[THE EXERCISE]: Find and return each line containing "React".

[DATASET CONTENT]:
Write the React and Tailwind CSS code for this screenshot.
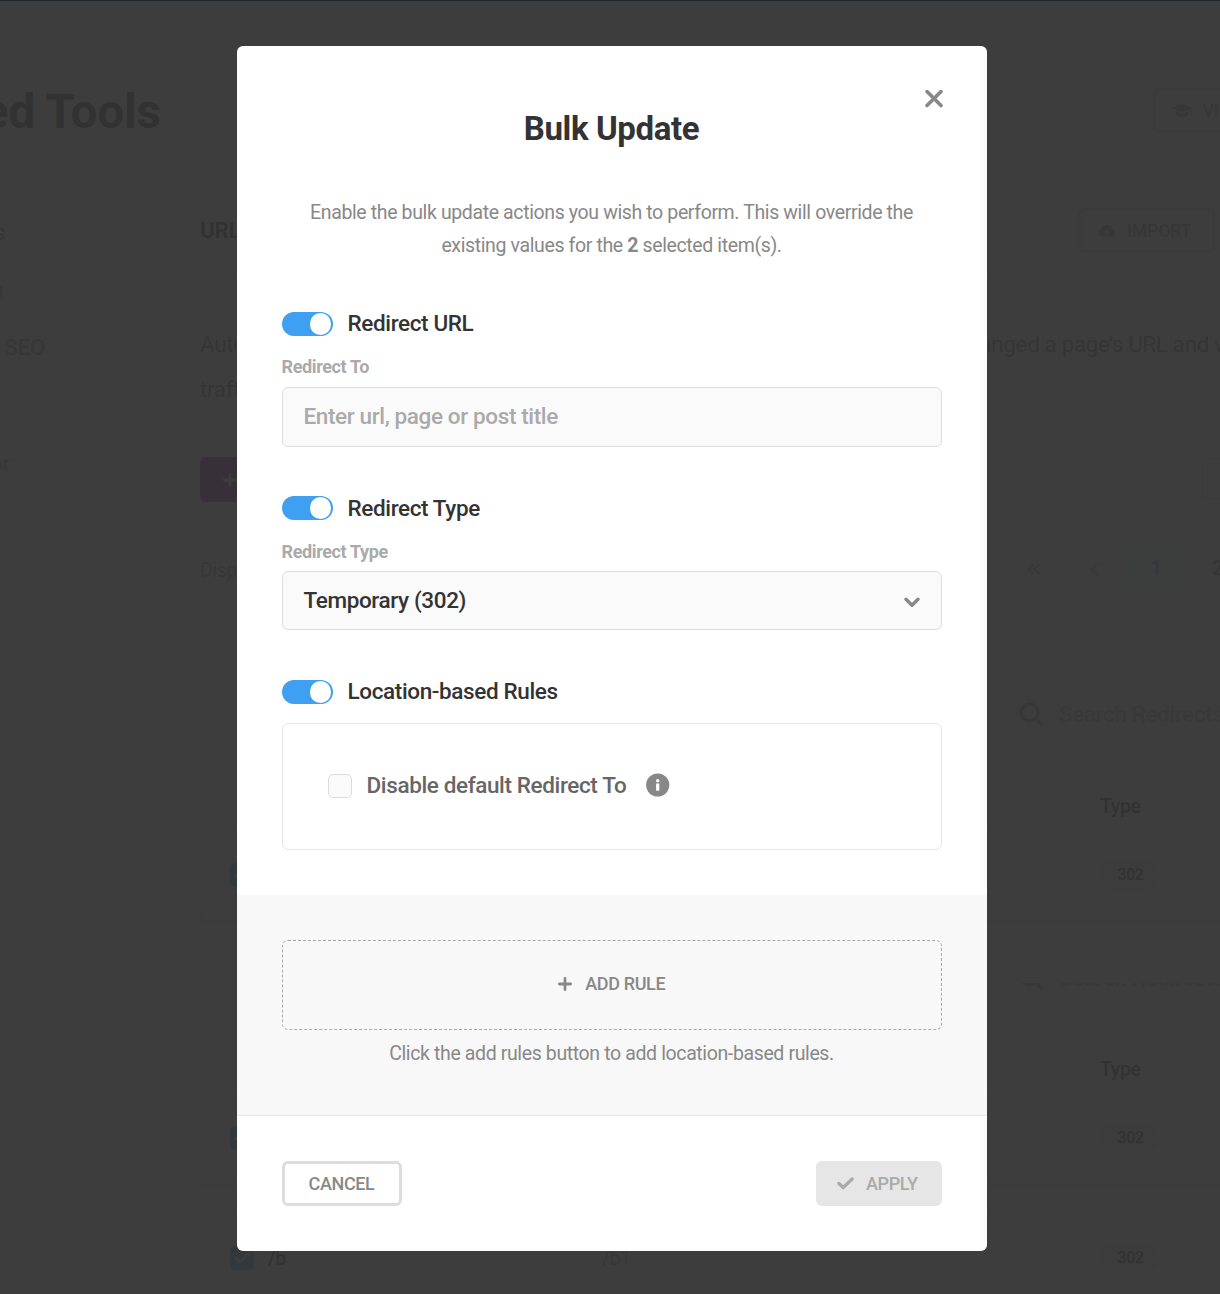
import React from "react";
import clsx from "clsx";

const SIDEBAR = [
  { label: "s", className: "-ml-[6px]" },
  { label: "n", className: "-ml-[9px]" },
  { label: "SEO", className: "ml-[4.5px]" },
  { label: "", className: "" },
  { label: "or", className: "-ml-[10px]" },
];

function PlusIcon({ className }) {
  return (
    <svg viewBox="0 0 14 14" className={className} fill="none" stroke="currentColor" strokeWidth="2.8" strokeLinecap="round">
      <path d="M7 1.4v11.2M1.4 7h11.2" />
    </svg>
  );
}

function CheckIcon({ className }) {
  return (
    <svg viewBox="0 0 17 13" className={className} fill="none" stroke="currentColor" strokeWidth="3.4" strokeLinecap="round" strokeLinejoin="round">
      <path d="M1.900 6.600 6.200 10.600 15.100 2" />
    </svg>
  );
}

function Toggle({ className, children }) {
  return (
    <div className="flex h-6 items-center">
      <div className="flex h-6 w-[51px] items-start justify-end rounded-full bg-[#3f9ff0] pt-px pr-[1.5px]">
        <div className="size-[21.5px] rounded-full bg-white" />
      </div>
      <span className={clsx("ml-[15px] text-[22.5px] leading-[33px] font-medium text-[#333]", className)}>
        {children}
      </span>
    </div>
  );
}

function TypeRow({ from, to }) {
  return (
    <div className="flex h-[92px] shrink-0 items-center rounded-md border border-[#ddd] bg-white pl-[29px] shadow-[0_4px_0_0_#ececec]">
      <div className="flex size-6 items-center justify-center rounded-[5px] bg-[#3f9ff0]">
        <CheckIcon className="w-4 text-white" />
      </div>
      <span className="ml-3.5 w-[334px] pt-px text-[19.5px] font-medium text-[#333]">{from}</span>
      <span className="w-[498px] pt-px text-[19.5px] text-[#888]">{to}</span>
      <span className="flex h-[30px] w-[60px] items-center justify-center rounded-full bg-[#e0e0e0] pl-px text-[16px] font-medium text-[#333]">
        302
      </span>
    </div>
  );
}

function ColumnHead() {
  return <div className="pl-[900px] text-[19.5px] leading-[30px] font-medium text-[#333]">Type</div>;
}

function SearchBox() {
  return (
    <div className="ml-[798px] flex h-[60px] w-[330px] shrink-0 items-center rounded-md border border-[#ddd] pb-[3px] pl-5">
      <svg viewBox="0 0 24 24" className="w-6" fill="none" stroke="#888" strokeWidth="3.500" strokeLinecap="round">
        <circle cx="10.500" cy="10.500" r="8.500" />
        <path d="m17 17 5 5" />
      </svg>
      <span className="ml-4 pt-0.5 text-[22.5px] font-medium whitespace-nowrap text-[#aaa]">Search Redirects</span>
    </div>
  );
}

function Backdrop() {
  return (
    <div className="flex h-[1294px] w-[1500px] flex-col bg-[#f6f6f6]">
      <div className="flex h-[185px] shrink-0 items-start">
        <div className="flex w-[160.5px] justify-end pt-[82px] text-[48px] leading-[60px] font-bold whitespace-nowrap text-[#333]">
          ed Tools
        </div>
        <div className="mt-[88px] ml-[992px] flex h-[45px] w-[160px] items-center rounded-md border-[3px] border-[#d6d6d6] pl-4 text-[18px] font-medium whitespace-nowrap text-[#888]">
          <svg viewBox="0 0 20 16" className="mr-[11px] w-5" fill="currentColor">
            <path d="M10 1 0 5l10 4 8-3.200V12h1.500V5z" />
            <path d="M3.500 8v3.500C6 15 14 15 16.500 11.500V8L10 10.700z" />
          </svg>
          VI
        </div>
      </div>
      <div className="flex flex-1">
        <nav className="w-[155px] shrink-0 pt-[17.5px]">
          {SIDEBAR.map((item, i) => (
            <div key={i} className="h-[57.75px] text-[22.5px] leading-[58px] font-medium text-[#888]">
              <span className={item.className}>{item.label}</span>
            </div>
          ))}
        </nav>
        <main className="w-[1345px] rounded-t-md bg-[#fefefe]">
          <div className="flex h-[93px] items-center border-b border-[#ddd] pb-0.5 pl-[45px]">
            <h2 className="w-[878px] pt-0.5 text-[22.5px] font-bold text-[#333]">URL</h2>
            <div className="flex h-[45px] w-[137px] items-center rounded-md border-[3px] border-[#ccc] pl-[17px] text-[18px] font-medium text-[#888]">
              <svg viewBox="0 0 18 13" className="mr-[11px] w-[18px]" fill="currentColor">
                <path fillRule="evenodd" d="M14.500 5A5.500 5.500 0 0 0 4 4.200 4.300 4.300 0 0 0 4.300 12.500H14a3.800 3.800 0 0 0 .5-7.500zM10 8.500v3H8v-3H5.800L9 5l3.200 3.500z" />
              </svg>
              IMPORT
            </div>
          </div>
          <div className="pl-[45px]">
            <div className="mt-11 flex h-[45px] items-center text-[22.5px] whitespace-nowrap text-[#666]">
              <span className="w-[756px]">Auto</span>
              <span>changed a page’s URL and want</span>
            </div>
            <div className="text-[22.5px] leading-[45px] text-[#666]">traffic</div>
            <div className="mt-[45px] flex">
              <div className="flex h-[45px] w-[200px] items-center rounded-md bg-[#8d00b1] pl-[23px]">
                <PlusIcon className="size-3.5 text-white" />
              </div>
              <div className="ml-[801px] h-[43px] w-40 rounded-md border-[3px] border-[#ddd]" />
            </div>
            <div className="mt-[45px] flex h-[43px] items-center text-[19.5px] text-[#888]">
              <span className="w-[803px] pt-[5px]">Displaying</span>
              <div className="flex h-[43px] items-center rounded-md border border-[#e6e6e6] text-center font-medium">
                <svg viewBox="0 0 14 12" className="mx-[23px] w-3.5" fill="none" stroke="#aaa" strokeWidth="2">
                  <path d="M6.500 1 1.500 6l5 5M12.500 1l-5 5 5 5" />
                </svg>
                <svg viewBox="0 0 9 14" className="mx-[26px] w-[9px]" fill="none" stroke="#aaa" strokeWidth="2.800">
                  <path d="M8 1 2 7l6 6" />
                </svg>
                <span className="w-[62px] bg-[#e1f6ff] leading-[41px] text-[#17a8e3]">1</span>
                <span className="w-[61px] text-[#666]">2</span>
              </div>
            </div>
            <div className="mt-[95px]">
              <SearchBox />
            </div>
            <div className="mt-[47px]">
              <ColumnHead />
            </div>
            <div className="mt-[7px]">
              <TypeRow from="" to="" />
            </div>
            {/* second toolbar is scrolled, only its lower part shows */}
            <div className="mt-[62px] flex h-[26px] items-end overflow-hidden">
              <SearchBox />
            </div>
            <div className="mt-[46px]">
              <ColumnHead />
            </div>
            <div className="mt-[7px]">
              <TypeRow from="" to="" />
            </div>
            <div className="mt-[28px]">
              <TypeRow from="/b" to="/b1" />
            </div>
          </div>
        </main>
      </div>
    </div>
  );
}

function BulkUpdateModal() {
  return (
    <div role="dialog" className="flex h-[1205px] w-[750px] flex-col overflow-hidden rounded-md bg-white">
      <div className="flex h-[266px] flex-col">
        <button className="mt-[43.5px] mr-[44px] self-end text-[#888]" aria-label="Close">
          <svg viewBox="0 0 18 18" className="size-[18px]" fill="none" stroke="currentColor" strokeWidth="3.600" strokeLinecap="round">
            <path d="m2 1.500 14 14M16 1.500l-14 14" />
          </svg>
        </button>
        <h1 className="-mt-[1.5px] text-center text-[33px] leading-[45px] font-bold text-[#333]">
          Bulk Update
        </h1>
        <p className="mt-[45px] text-center text-[19.5px] leading-[33px] text-[#888]">
          Enable the bulk update actions you wish to perform. This will override the
          <br />
          existing values for the <b className="font-bold">2</b> selected item(s).
        </p>
      </div>

      <div className="h-[583px] px-[45px]">
        <Toggle className="-mt-[2px]">Redirect URL</Toggle>
        <div className="mt-[18px] h-[33px] text-[18px] leading-[26px] font-bold text-[#aaa]">
          Redirect To
        </div>
        <input
          className="block h-[60px] w-full rounded-md border border-[#ddd] bg-[#fafafa] px-[21px] pb-0.5 text-[22.5px] font-medium tracking-[-0.375px] placeholder:text-[#aaa]"
          placeholder="Enter url, page or post title"
        />

        <div className="mt-[49px]">
          <Toggle>Redirect Type</Toggle>
        </div>
        <div className="mt-[19px] h-8 text-[18px] leading-[26px] font-bold text-[#aaa]">
          Redirect Type
        </div>
        <div className="flex h-[59px] items-center justify-between rounded-md border border-[#ddd] bg-[#fafafa] px-[21px] text-[22.5px] font-medium text-[#333]">
          <span>Temporary (302)</span>
          <svg viewBox="0 0 16 11" className="mt-[3px] w-4 text-[#888]" fill="none" stroke="currentColor" strokeWidth="3.400" strokeLinecap="round" strokeLinejoin="round">
            <path d="m2 2.300 6 6 6-6" />
          </svg>
        </div>

        <div className="mt-[50px]">
          <Toggle className="-mt-[2px]">Location-based Rules</Toggle>
        </div>
        <div className="mt-[19px] flex h-[127px] items-start rounded-md border border-[#e6e6e6] pt-[50px] pl-[45px]">
          <div className="size-6 rounded-[5px] border border-[#ddd] bg-[#fafafa]" />
          <span className="-mt-[5px] ml-[15px] text-[22.5px] leading-[33px] font-medium text-[#666]">
            Disable default Redirect To
          </span>
          <svg viewBox="0 0 24 24" className="-mt-px ml-[19.5px] size-6">
            <circle cx="11.700" cy="12" r="11.600" fill="#888" />
            <circle cx="11.700" cy="7.700" r="1.700" fill="#fff" />
            <path d="M10.100 10.500h3.200v7.200h-3.200z" fill="#fff" />
          </svg>
        </div>
      </div>

      <div className="h-[221px] border-b border-[#e6e6e6] bg-[#f8f8f8] px-[45px] pt-[45px]">
        <button className="flex h-[90px] w-full items-center justify-center rounded-md border border-dashed border-[#aaa] pb-[3px] text-[18px] font-medium text-[#888]">
          <PlusIcon className="mt-px mr-[13.5px] size-3.5" />
          ADD RULE
        </button>
        <p className="mt-[7px] text-center text-[19.5px] leading-[33px] text-[#888]">
          Click the add rules button to add location-based rules.
        </p>
      </div>

      <div className="flex justify-between px-[45px] pt-[45px]">
        <button className="h-[45px] w-[120px] rounded-md border-[3px] border-[#ddd] text-[18px] font-medium text-[#888]">
          CANCEL
        </button>
        <button className="flex h-[45px] w-[126px] items-center rounded-md bg-[#e6e6e6] pl-[21.5px] text-[18px] font-medium text-[#aaa]">
          <CheckIcon className="mr-3 w-[17px]" />
          APPLY
        </button>
      </div>
    </div>
  );
}

export default function App() {
  return (
    <div className="relative h-[1294px] w-[1220px] overflow-hidden font-['Roboto',sans-serif] tracking-[-0.375px]">
      <Backdrop />
      <div className="absolute inset-0 flex items-start border-t border-[#20252a] bg-[#333333]/95 bg-clip-padding pt-[45px] pl-[236.5px]">
        <BulkUpdateModal />
      </div>
    </div>
  );
}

[TASK RESULT]:
Write the React and Tailwind CSS code for this screenshot.
import React from "react";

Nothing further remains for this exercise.